Les pièces vocales de Beethoven ont souffert, du vivant même du compositeur, d’une réputation médiocre : la Allgemeine Musikalische Zeitung n’écrivait-elle pas, lors de la parution en 1805 des 8 lieder de jeunesse op. 52 : « Comment se fait-il qu’un homme pareil, non seulement produise quelque chose d’aussi banal, d’aussi pauvre, d’aussi plat, et même parfois d’aussi ridicule, mais aille en plus le publier ! » ? Quant au célèbre critique Hanslick, il ne sauve guère de la production mélodique de Beethoven que la célèbre Adélaïde op. 46, « le seul lied de Beethoven dont la perte signifierait une lacune dans le patrimoine spirituel de notre nation ». Est-ce pour cette raison que ces lieder n’atteignirent jamais la renommée de ceux d’un Schubert ou d’un Schumann ? Quoi qu’il en soit, le temps où l’on se permettait de les évoquer avec autant de mépris semble révolu, et les programmations de ces pièces au concert ou à l’occasion d’enregistrements de CD sont aujourd’hui bien plus fréquentes qu’il n’y a guère.

Matthias Goerne et Jan Lisiecki apportent une contribution exceptionnelle à cette célébration de la musique vocale beethovénienne, avec un album au programme remarquablement conçu. Les classiques du genre  (Adelaide, ou le superbe An die ferne Geliebte, premier cycle de mélodies connu en tant que tel) y côtoient certaines pièces plus rarement entendues, les quatre périodes créatrices de Beethoven se trouvant ainsi représentées : les années de la jeunesse bonnoise avec deux lieder de l’opus 52 (Maigesang et Das Liedchen von der Ruhe), celles de la formation du compositeur à Vienne (Adelaide), celles de la maturité (les six « lieder sérieux de Gellert », le splendide Wonne der Wehmut), les dernières années enfin (An die Hoffnung seconde manière, An die ferne Geliebte). Les pièces retenues demandent aux interprètes une capacité exceptionnelle à varier les couleurs et les atmosphères : des poèmes et de la musique émanent en effet tantôt une certaine austérité religieuse, tantôt diverses émotions profondément humaines (l’espoir brûlant, la déception amoureuse, le désespoir tragique, l’amour passionné, la tentation du suicide, la sérénité résignée…).

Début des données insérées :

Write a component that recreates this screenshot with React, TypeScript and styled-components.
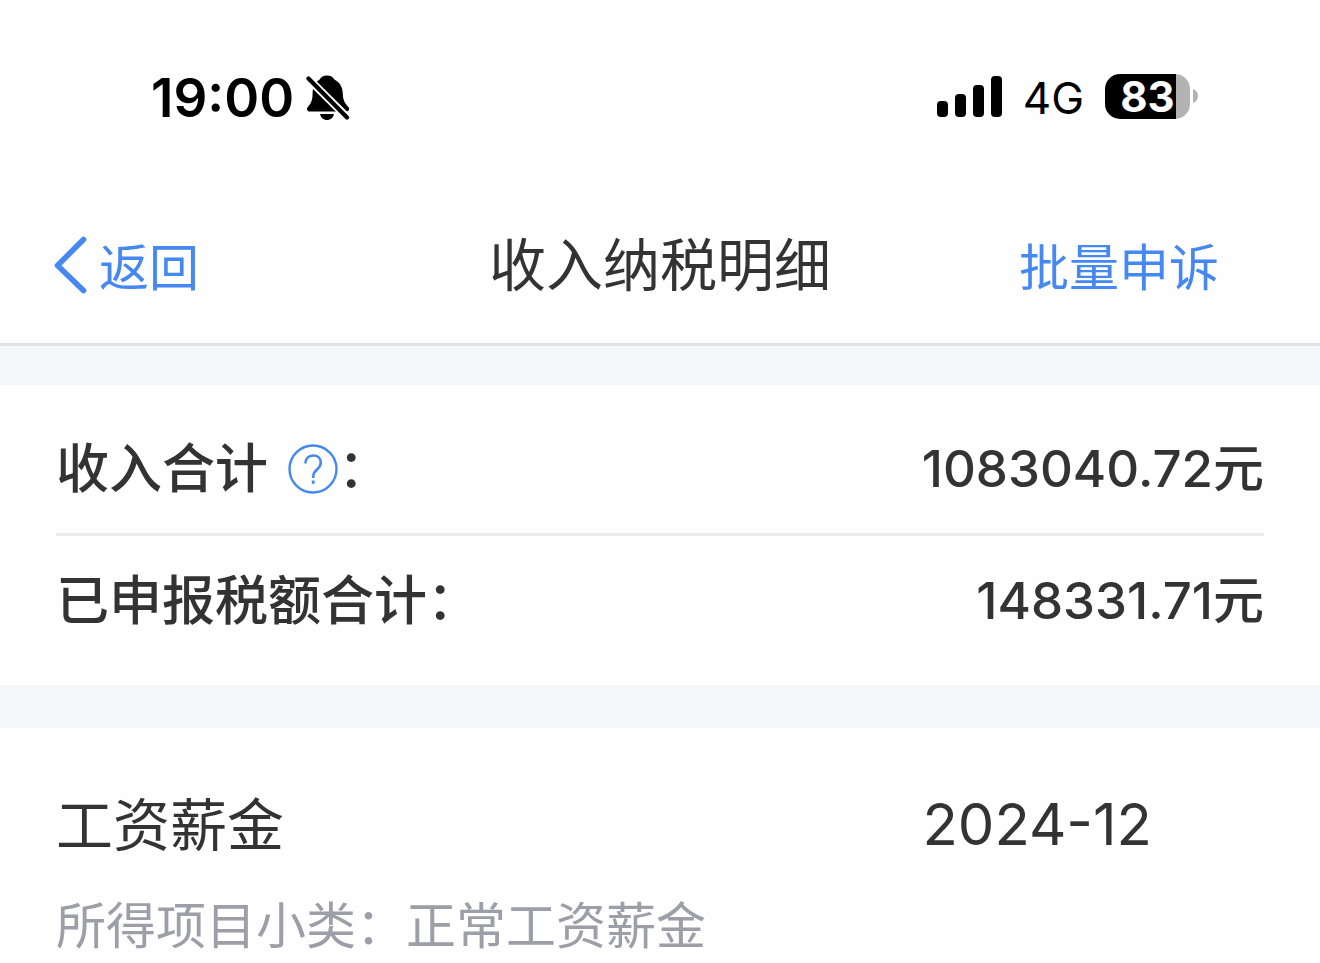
import React from "react";
import styled, { createGlobalStyle } from "styled-components";

const GlobalStyle = createGlobalStyle`
  *, *::before, *::after { box-sizing: border-box; }
  body {
    margin: 0;
    background: #fefefe;
    color: #333333;
    font-family: Inter, "Noto Sans CJK SC", sans-serif;
  }
`;

const Page = styled.div`
  display: flex;
  flex-direction: column;
  background: #fefefe;
`;

const StatusBar = styled.div`
  display: flex;
  align-items: center;
  justify-content: space-between;
  height: 196px;
  padding: 0 122px 0 151px;
  color: #000000;
`;

const StatusGroup = styled.div<{ $gap: number; $raised?: boolean }>`
  display: flex;
  align-items: center;
  gap: ${(p) => p.$gap}px;
  padding-bottom: ${(p) => (p.$raised ? 4 : 0)}px;
`;

const Clock = styled.time`
  font-size: 53px;
  font-weight: 600;
  line-height: 64px;
`;

const Network = styled.span`
  padding-top: 4px;
  font-size: 44px;
  line-height: 56px;
`;

const Battery = styled.div`
  display: flex;
  align-items: center;
  gap: 3px;
`;

const BatteryBody = styled.div`
  display: flex;
  align-items: center;
  justify-content: center;
  width: 85px;
  height: 45px;
  border-radius: 15px;
  background: linear-gradient(to right, #000000 83%, #b3b3b3 83%);
  color: #ffffff;
  font-size: 42px;
  font-weight: 700;
  line-height: 45px;
`;

const NavBar = styled.header`
  display: grid;
  grid-template-columns: 1fr auto 1fr;
  align-items: center;
  height: 150px;
  padding: 0 53px 8px;
  border-bottom: 3px solid #e0e4e8;
`;

const Title = styled.h1`
  margin: 0;
  font-size: 57px;
  font-weight: 400;
  line-height: 72px;
`;

const NavButton = styled.button<{ $end?: boolean }>`
  display: flex;
  align-items: center;
  justify-self: ${(p) => (p.$end ? "end" : "start")};
  gap: 12px;
  margin: 0;
  padding: ${(p) => (p.$end ? "4px 48px 0 0" : "4px 0 0")};
  border: 0;
  background: none;
  color: #4688f1;
  font: inherit;
  font-size: 50px;
  line-height: 72px;
  cursor: pointer;

  svg {
    margin-bottom: 6px;
  }
`;

const Band = styled.div<{ $height: number }>`
  height: ${(p) => p.$height}px;
  background: #f4f6fa;
`;

const Summary = styled.dl`
  margin: 0;
  padding: 0 56px 20px;
`;

const SummaryRow = styled.div`
  display: flex;
  align-items: center;
  justify-content: space-between;
  height: 148px;
  padding-top: 20px;
  font-size: 53px;
  font-weight: 500;
  line-height: 72px;

  & + & {
    height: 132px;
    padding-top: 0;
    border-top: 3px solid #ebebeb;
  }
`;

const Term = styled.dt`
  display: flex;
  align-items: center;
`;

const Amount = styled.dd`
  margin: 0;
  font-size: 51px;
`;

const HelpButton = styled.button`
  display: flex;
  margin: 0 0 0 20px;
  padding: 0;
  border: 0;
  background: none;
  cursor: pointer;
`;

const Record = styled.article`
  padding: 60px 56px 0;
`;

const RecordHead = styled.div`
  display: flex;
  align-items: flex-start;
  justify-content: space-between;
  padding-right: 112px;
  line-height: 72px;
`;

const RecordTitle = styled.h2`
  margin: 0;
  padding-top: 2px;
  font-size: 57px;
  font-weight: 400;
`;

const Period = styled.time`
  font-size: 58px;
`;

const Detail = styled.p`
  margin: 28px 0 0;
  color: #9c9fa8;
  font-size: 50px;
  line-height: 72px;
`;

const MutedBell = () => (
  <svg width="44" height="46" viewBox="0 0 44 46" aria-label="静音" role="img">
    <path
      d="M21 .5c-3.600 0-6 1.600-7.300 4C8.500 7.500 6.800 12 6.600 18.500c-.2 8-1.800 9.800-4.800 13.500-1.600 2-.6 4.500 2 4.500h36.600c2.600 0 3.500-2.500 2-4.500-3.200-3.700-5.400-6-5.600-13.500-.2-6.500-2.800-11-8.500-14C27 2.100 24.600.5 21 .5z"
      fill="#000"
    />
    <path d="M14 39h14c-.8 3.800-3.400 6-7 6s-6.200-2.200-7-6z" fill="#000" />
    <path d="M0 1.500 44 45" stroke="#fefefe" strokeWidth="8" />
    <path d="M2.500 3.500 41 42.500" stroke="#000" strokeWidth="4.200" strokeLinecap="round" />
  </svg>
);

const Signal = () => (
  <svg width="66" height="41" viewBox="0 0 66 41" aria-label="信号" role="img">
    <rect x="1" y="25" width="11" height="16" rx="4" />
    <rect x="19" y="18" width="11" height="23" rx="4" />
    <rect x="37" y="9" width="11" height="32" rx="4" />
    <rect x="55" y="0" width="11" height="41" rx="4" />
  </svg>
);

const BatteryTip = () => (
  <svg width="5" height="14" viewBox="0 0 5 14" aria-hidden="true">
    <path d="M0 0c3 .8 5 3.500 5 7s-2 6.200-5 7z" fill="#b3b3b3" />
  </svg>
);

const BackArrow = () => (
  <svg width="34" height="58" viewBox="0 0 34 58" aria-hidden="true">
    <path
      d="M30.500 3.500 4.500 29.500l26 25"
      fill="none"
      stroke="#4688f1"
      strokeWidth="5.600"
      strokeLinecap="round"
      strokeLinejoin="round"
    />
  </svg>
);

const HelpIcon = () => (
  <svg width="50" height="50" viewBox="0 0 50 50" fill="none" stroke="#4688f1" aria-hidden="true">
    <circle cx="25" cy="25" r="23.500" strokeWidth="2.400" />
    <path d="M17.500 19.500c0-5 3-8 7.700-8s7.600 2.900 7.600 7c0 3.200-1.600 5-4 7.200-2.600 2.400-3.600 3.600-3.600 8.300" strokeWidth="2.600" />
    <path d="M25.200 36.500v3.300" strokeWidth="2.800" />
  </svg>
);

export default function App() {
  return (
    <Page lang="zh-CN">
      <GlobalStyle />
      <StatusBar>
        <StatusGroup $gap={12}>
          <Clock>19:00</Clock>
          <MutedBell />
        </StatusGroup>
        <StatusGroup $gap={21} $raised>
          <Signal />
          <Network>4G</Network>
          <Battery>
            <BatteryBody>83</BatteryBody>
            <BatteryTip />
          </Battery>
        </StatusGroup>
      </StatusBar>
      <NavBar>
        <NavButton type="button">
          <BackArrow />
          返回
        </NavButton>
        <Title>收入纳税明细</Title>
        <NavButton type="button" $end>
          批量申诉
        </NavButton>
      </NavBar>
      <main>
        <Band $height={39} />
        <Summary>
          <SummaryRow>
            <Term>
              收入合计
              <HelpButton type="button" aria-label="收入合计说明">
                <HelpIcon />
              </HelpButton>
              ：
            </Term>
            <Amount>1083040.72元</Amount>
          </SummaryRow>
          <SummaryRow>
            <Term>已申报税额合计：</Term>
            <Amount>148331.71元</Amount>
          </SummaryRow>
        </Summary>
        <Band $height={43} />
        <Record>
          <RecordHead>
            <RecordTitle>工资薪金</RecordTitle>
            <Period dateTime="2024-12">2024-12</Period>
          </RecordHead>
          <Detail>所得项目小类：正常工资薪金</Detail>
        </Record>
      </main>
    </Page>
  );
}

C’est peu de dire que Mattias Goerne et Jan Lisiecki y parviennent pleinement. Le jeune pianiste canadien excelle aussi bien dans l’écriture quelque peu austère, inspirée du choral, qui est celle des lieder de Gellert, que dans la mélancolie noire et tourmentée de Klage ou l’écriture mutine du Maigesang. Et surtout, une parfaite adéquation avec le chant de Matthias Goerne permet de donner à l’album une superbe cohérence stylistique, les deux artistes faisant de la sobriété, du soin apporté au détail, de l’infime variation des couleurs les vecteurs de l’émotion les plus efficaces et les plus précieux.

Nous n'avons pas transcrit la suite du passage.